Da sitzen also bei den Kassen Männlein oder Weiblein, die filigran Verordnungen auf formale Fehler prüfen, völlig losgelöst von jeder medizinischen Relevanz. Und ihnen ist bewusst, dass die Einzelregresse so niedrig sind, dass kein Hausarzt klagen wird.
Gut zu wissen, ist, dass eine Wirtschaftlichkeitsprüfung nicht mehr möglich ist, wenn seit Ende des Verordnungsquartals vier Jahre vergangen sind. So urteilte das Bundessozialgericht (Az.: B 6 KA 27/11 R und B 6 KA 45/11 R). Aber auch das hilft nicht immer. Denn die Ausschlussfrist wird durch eine Mitteilung über die beabsichtigte Prüfung gehemmt. Das nutzen die Juristen in den Prüfungsstellen und verschicken rechtzeitig solche Mitteilungen, wohlwissend, dass offen ist, wann genau diese Frist zu laufen beginnt.

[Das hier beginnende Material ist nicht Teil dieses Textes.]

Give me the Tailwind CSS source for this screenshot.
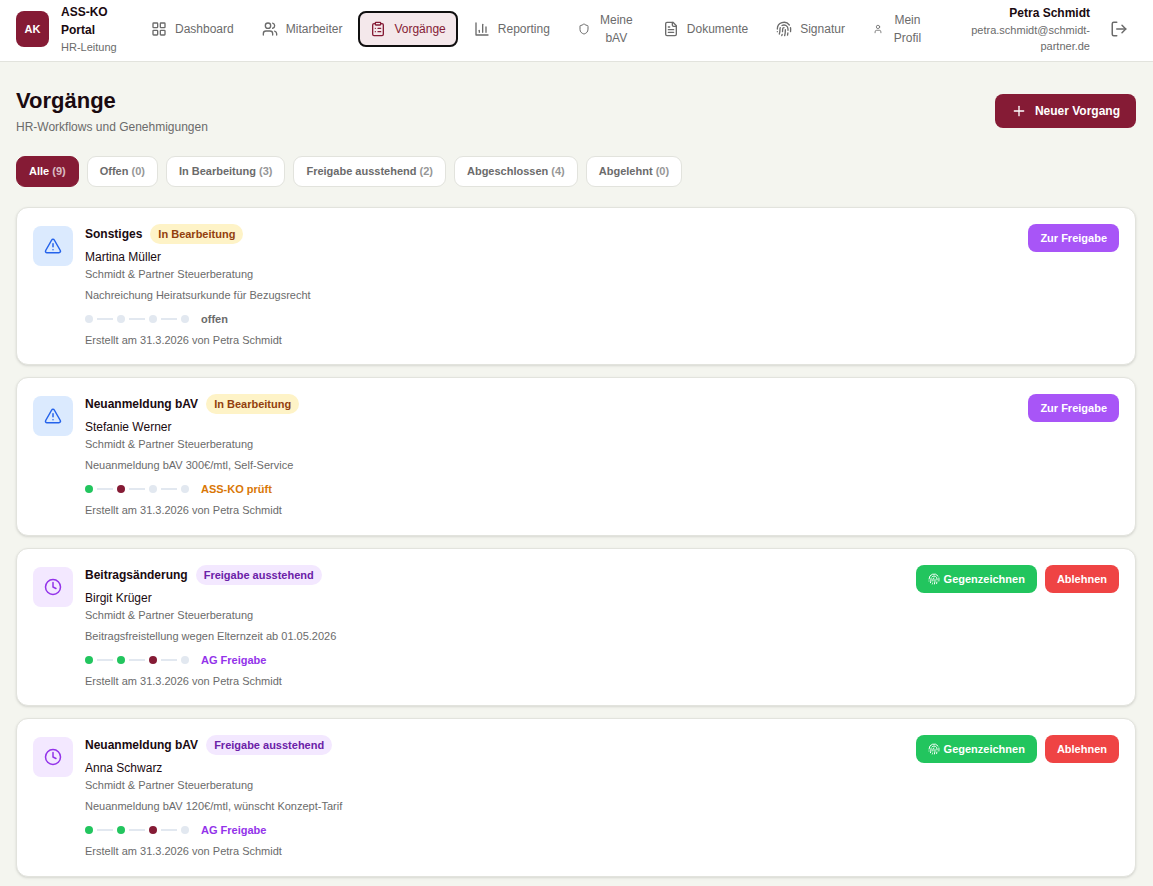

Bei Honorarprüfungen hat das BSG bisher auf den Tag nach der Bekanntgabe des für den geprüften Abrechnungszeitraum maßgeblichen Honorarbescheids abgestellt (Az.: B 6 KA 63/04 R). Später haben die Bundesrichter aber wieder offengelassen, ob sie an dieser Sichtweise festhalten wollen (Az.: B 6 KA 40/05 R). Entscheidend ist damit leider weiterhin der Individualfall. Und hier könnten die Juristen der KV – die sitzen nämlich in den Prüfungsstellen – die Interessen ihrer Kundschaft vertreten. Dann müssten nämlich die Kassen klagen!